## Begin
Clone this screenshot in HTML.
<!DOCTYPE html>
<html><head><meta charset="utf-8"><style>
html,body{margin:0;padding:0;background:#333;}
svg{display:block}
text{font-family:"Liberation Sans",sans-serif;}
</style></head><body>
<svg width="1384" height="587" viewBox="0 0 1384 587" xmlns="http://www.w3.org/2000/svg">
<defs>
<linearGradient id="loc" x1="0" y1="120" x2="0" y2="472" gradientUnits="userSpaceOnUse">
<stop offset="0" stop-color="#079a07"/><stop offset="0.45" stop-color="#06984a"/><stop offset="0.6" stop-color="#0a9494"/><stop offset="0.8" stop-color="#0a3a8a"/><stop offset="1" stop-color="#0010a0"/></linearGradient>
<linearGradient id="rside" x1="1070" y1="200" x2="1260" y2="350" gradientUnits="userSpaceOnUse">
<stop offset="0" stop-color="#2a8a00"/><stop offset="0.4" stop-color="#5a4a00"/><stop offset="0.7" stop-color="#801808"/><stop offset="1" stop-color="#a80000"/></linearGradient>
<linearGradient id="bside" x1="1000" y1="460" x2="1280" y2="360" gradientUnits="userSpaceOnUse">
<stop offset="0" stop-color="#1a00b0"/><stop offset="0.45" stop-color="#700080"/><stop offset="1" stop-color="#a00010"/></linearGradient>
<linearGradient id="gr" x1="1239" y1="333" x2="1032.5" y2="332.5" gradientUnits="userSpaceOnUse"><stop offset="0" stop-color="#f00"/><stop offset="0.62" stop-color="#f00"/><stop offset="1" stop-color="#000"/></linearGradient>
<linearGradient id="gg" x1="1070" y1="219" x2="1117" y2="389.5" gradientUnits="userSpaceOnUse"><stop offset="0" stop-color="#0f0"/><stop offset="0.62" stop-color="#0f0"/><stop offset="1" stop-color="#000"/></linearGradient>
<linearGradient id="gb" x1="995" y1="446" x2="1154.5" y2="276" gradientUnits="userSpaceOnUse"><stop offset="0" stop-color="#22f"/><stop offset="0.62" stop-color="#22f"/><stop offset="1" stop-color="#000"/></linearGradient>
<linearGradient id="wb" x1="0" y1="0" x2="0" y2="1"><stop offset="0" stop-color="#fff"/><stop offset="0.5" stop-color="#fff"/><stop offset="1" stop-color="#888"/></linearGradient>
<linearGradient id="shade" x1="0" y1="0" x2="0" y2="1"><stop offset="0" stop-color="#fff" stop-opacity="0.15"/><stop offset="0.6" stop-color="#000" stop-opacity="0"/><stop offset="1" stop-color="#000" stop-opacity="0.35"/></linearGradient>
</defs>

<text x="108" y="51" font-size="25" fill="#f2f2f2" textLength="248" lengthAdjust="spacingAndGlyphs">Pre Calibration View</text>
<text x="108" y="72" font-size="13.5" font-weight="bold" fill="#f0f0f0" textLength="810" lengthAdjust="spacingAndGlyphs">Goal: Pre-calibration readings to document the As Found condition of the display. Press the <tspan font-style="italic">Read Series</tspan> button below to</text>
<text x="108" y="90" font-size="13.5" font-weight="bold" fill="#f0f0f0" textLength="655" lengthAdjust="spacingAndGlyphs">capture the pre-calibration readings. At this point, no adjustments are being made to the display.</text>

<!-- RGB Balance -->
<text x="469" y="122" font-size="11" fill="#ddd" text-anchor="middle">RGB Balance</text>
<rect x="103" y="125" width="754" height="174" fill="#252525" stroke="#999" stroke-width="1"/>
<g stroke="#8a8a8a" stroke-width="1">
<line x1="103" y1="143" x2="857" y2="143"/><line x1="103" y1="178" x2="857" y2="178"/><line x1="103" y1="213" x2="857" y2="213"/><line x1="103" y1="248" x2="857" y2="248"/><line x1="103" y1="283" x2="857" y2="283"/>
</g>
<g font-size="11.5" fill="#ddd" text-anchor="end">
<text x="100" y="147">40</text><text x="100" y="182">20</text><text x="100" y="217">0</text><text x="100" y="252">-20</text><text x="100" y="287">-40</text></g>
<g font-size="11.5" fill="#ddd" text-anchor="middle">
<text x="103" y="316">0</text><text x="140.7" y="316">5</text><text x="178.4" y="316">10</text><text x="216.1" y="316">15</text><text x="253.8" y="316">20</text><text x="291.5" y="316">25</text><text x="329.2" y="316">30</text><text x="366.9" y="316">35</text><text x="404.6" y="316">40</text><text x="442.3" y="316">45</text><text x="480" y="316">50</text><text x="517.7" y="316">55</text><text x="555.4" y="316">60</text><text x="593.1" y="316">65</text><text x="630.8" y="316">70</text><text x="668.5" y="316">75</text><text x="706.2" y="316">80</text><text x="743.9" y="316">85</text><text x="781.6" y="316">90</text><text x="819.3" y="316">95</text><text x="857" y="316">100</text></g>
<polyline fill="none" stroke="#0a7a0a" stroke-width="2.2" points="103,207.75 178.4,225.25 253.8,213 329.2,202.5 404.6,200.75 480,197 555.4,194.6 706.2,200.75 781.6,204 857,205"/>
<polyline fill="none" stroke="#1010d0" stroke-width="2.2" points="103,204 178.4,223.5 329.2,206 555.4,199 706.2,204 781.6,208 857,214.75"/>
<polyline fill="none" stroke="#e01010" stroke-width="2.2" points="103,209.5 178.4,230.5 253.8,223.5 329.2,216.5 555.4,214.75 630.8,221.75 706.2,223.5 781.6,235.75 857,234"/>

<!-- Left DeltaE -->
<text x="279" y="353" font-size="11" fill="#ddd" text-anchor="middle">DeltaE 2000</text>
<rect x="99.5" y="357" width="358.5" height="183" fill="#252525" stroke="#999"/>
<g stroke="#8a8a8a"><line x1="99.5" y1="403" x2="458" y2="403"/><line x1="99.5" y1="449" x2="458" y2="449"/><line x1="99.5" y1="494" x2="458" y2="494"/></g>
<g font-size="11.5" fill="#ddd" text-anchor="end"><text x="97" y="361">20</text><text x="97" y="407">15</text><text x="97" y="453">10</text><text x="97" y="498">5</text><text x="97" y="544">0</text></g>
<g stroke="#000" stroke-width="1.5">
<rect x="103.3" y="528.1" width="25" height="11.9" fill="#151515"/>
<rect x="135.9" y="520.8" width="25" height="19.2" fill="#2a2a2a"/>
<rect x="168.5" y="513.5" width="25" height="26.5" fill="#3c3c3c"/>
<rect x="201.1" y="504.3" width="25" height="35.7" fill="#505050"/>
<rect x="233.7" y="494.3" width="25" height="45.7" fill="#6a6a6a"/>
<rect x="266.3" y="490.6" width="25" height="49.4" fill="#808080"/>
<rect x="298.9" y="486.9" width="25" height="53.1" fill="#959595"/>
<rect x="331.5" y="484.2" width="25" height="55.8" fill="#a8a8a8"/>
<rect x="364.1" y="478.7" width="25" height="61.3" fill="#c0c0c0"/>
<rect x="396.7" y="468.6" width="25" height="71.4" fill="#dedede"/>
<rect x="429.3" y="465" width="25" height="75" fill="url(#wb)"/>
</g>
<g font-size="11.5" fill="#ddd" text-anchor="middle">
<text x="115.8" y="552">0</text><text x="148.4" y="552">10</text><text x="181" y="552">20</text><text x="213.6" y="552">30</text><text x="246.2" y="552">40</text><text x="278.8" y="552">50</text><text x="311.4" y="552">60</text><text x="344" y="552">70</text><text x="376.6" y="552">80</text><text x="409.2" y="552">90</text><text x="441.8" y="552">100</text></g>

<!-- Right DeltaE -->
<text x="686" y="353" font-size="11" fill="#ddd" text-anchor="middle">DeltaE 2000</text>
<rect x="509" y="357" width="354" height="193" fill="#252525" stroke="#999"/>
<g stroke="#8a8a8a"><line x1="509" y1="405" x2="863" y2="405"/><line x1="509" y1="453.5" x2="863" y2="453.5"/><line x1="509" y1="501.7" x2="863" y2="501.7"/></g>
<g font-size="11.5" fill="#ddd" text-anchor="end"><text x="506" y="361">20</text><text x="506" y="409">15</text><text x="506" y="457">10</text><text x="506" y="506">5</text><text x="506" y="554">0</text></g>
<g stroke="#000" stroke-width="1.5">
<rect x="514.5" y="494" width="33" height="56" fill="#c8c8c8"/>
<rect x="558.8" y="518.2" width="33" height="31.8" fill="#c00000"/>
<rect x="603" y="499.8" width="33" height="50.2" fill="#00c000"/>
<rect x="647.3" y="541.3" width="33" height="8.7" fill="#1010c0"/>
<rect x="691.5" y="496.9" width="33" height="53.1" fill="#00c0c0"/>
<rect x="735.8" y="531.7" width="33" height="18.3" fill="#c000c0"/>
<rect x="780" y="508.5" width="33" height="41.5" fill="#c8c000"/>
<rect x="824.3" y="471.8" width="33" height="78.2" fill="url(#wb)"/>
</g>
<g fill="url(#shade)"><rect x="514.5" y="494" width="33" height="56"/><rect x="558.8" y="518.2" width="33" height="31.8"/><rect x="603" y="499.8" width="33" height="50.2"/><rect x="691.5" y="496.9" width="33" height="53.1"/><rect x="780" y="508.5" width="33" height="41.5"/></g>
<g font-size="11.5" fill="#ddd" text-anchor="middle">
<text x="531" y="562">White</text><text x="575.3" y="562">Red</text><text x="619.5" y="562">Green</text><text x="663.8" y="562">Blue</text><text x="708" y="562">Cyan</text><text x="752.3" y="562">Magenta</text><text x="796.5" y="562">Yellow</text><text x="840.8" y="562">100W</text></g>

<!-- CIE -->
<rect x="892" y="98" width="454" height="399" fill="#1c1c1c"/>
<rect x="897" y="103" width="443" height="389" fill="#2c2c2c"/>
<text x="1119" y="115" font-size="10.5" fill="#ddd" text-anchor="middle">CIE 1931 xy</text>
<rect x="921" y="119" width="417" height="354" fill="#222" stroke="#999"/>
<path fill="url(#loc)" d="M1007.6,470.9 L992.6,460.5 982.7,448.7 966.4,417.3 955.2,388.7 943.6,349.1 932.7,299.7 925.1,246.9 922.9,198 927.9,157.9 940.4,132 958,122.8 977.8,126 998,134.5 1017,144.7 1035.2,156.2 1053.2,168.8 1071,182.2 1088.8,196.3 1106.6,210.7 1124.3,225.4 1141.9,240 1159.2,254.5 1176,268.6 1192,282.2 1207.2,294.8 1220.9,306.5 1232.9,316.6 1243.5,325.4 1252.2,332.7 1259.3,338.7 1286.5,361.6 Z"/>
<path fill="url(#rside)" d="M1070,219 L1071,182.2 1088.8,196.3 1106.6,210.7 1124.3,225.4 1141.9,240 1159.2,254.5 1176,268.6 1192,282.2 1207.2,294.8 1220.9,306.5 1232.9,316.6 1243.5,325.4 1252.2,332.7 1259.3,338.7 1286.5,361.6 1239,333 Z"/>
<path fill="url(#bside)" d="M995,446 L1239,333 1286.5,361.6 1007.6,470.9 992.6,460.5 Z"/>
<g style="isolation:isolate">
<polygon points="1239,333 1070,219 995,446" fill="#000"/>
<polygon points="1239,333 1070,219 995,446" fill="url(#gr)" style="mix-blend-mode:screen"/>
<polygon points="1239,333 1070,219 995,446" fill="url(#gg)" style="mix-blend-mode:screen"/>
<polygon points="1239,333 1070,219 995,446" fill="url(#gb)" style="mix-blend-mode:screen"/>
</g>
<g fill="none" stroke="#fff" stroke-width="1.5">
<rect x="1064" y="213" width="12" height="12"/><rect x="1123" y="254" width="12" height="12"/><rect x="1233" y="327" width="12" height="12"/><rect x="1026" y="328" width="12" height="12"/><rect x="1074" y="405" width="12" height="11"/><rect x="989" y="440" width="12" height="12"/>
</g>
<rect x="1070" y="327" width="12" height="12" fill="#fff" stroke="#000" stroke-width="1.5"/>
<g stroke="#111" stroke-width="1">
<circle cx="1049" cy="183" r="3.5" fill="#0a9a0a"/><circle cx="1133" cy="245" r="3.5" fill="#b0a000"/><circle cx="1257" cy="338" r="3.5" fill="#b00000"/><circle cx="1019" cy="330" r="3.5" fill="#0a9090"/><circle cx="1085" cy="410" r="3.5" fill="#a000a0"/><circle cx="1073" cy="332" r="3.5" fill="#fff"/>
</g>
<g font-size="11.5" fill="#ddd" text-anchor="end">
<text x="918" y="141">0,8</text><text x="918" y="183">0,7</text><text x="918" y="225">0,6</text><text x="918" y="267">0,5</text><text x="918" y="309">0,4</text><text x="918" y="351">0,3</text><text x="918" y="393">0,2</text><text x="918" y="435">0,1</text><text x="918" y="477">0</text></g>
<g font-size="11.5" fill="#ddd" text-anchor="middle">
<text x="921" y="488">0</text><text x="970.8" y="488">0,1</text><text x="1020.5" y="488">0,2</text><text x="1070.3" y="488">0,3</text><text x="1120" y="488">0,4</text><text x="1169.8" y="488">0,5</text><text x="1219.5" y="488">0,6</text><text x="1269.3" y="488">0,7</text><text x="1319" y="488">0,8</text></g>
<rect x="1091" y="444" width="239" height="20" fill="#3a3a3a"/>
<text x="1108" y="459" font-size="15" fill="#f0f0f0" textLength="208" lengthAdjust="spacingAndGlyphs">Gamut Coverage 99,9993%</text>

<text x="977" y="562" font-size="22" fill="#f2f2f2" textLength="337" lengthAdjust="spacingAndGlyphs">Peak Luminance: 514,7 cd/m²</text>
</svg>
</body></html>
## End
## Begin
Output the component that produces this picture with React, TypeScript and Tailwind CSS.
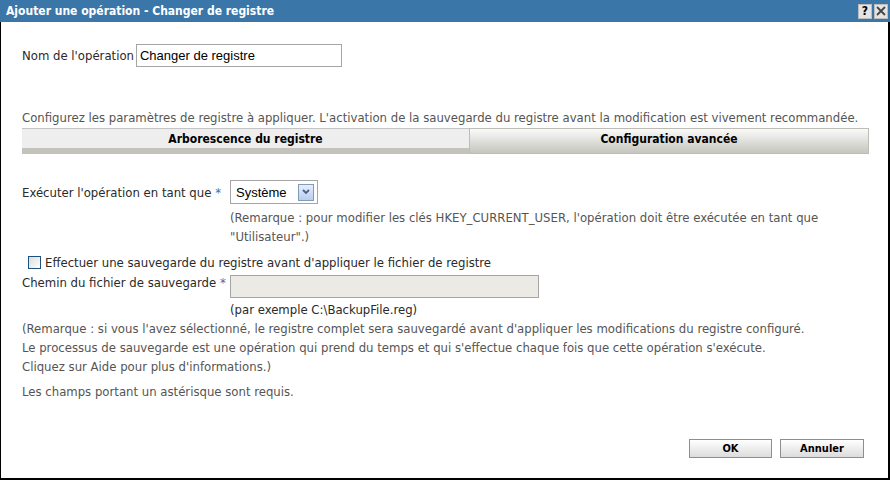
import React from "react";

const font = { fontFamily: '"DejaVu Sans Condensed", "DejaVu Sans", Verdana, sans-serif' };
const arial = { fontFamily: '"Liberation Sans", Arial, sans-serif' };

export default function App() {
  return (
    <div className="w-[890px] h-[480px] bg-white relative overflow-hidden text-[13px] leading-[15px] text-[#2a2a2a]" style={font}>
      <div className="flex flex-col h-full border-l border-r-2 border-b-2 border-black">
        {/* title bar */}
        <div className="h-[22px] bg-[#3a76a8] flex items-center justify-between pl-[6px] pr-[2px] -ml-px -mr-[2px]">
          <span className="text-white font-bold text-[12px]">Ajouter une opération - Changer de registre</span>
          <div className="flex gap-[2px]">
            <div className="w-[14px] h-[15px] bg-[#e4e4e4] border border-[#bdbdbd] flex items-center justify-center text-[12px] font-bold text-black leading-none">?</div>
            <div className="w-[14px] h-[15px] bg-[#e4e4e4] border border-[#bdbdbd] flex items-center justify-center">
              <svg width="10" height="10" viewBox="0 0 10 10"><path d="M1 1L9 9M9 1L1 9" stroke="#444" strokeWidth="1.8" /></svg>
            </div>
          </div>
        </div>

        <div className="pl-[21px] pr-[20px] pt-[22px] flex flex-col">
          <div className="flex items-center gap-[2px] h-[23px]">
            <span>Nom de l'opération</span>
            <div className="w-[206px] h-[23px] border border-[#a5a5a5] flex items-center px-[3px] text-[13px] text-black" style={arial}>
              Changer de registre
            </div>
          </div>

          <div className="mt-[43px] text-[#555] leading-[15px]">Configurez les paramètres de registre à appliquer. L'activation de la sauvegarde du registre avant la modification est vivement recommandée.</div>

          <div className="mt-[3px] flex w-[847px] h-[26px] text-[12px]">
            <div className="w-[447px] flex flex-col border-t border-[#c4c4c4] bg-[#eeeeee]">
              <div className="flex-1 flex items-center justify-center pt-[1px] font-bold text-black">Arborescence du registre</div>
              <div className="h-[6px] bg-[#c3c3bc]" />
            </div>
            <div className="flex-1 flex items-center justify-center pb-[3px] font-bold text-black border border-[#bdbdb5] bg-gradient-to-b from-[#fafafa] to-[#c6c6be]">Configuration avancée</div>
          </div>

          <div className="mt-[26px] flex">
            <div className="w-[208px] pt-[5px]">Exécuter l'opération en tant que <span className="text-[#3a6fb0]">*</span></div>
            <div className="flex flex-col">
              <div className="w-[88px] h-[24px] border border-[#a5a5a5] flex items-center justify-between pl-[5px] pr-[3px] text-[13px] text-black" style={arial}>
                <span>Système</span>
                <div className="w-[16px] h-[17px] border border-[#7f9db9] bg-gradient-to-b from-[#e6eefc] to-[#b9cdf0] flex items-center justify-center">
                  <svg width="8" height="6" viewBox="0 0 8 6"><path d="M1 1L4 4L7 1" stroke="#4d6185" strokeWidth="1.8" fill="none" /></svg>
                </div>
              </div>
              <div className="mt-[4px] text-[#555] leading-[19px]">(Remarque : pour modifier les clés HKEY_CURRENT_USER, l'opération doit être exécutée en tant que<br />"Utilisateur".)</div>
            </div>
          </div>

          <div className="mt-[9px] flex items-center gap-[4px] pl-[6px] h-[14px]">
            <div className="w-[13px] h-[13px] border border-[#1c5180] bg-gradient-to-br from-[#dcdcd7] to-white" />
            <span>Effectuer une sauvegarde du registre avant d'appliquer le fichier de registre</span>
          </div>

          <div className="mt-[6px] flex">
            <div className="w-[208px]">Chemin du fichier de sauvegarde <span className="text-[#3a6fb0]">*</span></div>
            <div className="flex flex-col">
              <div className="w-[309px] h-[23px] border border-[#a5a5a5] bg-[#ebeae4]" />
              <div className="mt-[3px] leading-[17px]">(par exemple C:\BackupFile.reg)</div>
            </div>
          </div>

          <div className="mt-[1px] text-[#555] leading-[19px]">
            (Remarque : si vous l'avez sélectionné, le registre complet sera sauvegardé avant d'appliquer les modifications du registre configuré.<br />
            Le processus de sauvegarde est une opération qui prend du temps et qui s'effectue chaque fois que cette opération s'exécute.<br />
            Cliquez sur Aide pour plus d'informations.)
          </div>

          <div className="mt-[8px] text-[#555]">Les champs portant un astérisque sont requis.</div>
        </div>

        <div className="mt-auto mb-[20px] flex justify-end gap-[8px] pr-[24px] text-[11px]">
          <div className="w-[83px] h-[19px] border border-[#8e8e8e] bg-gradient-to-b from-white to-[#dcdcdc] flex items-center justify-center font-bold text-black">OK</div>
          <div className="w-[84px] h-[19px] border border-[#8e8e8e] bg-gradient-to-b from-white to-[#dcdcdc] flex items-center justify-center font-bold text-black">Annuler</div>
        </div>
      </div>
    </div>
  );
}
## End
Aim: State the count of lines holding the string "React" in the listing above, and nothing else.

Exercise solution: 2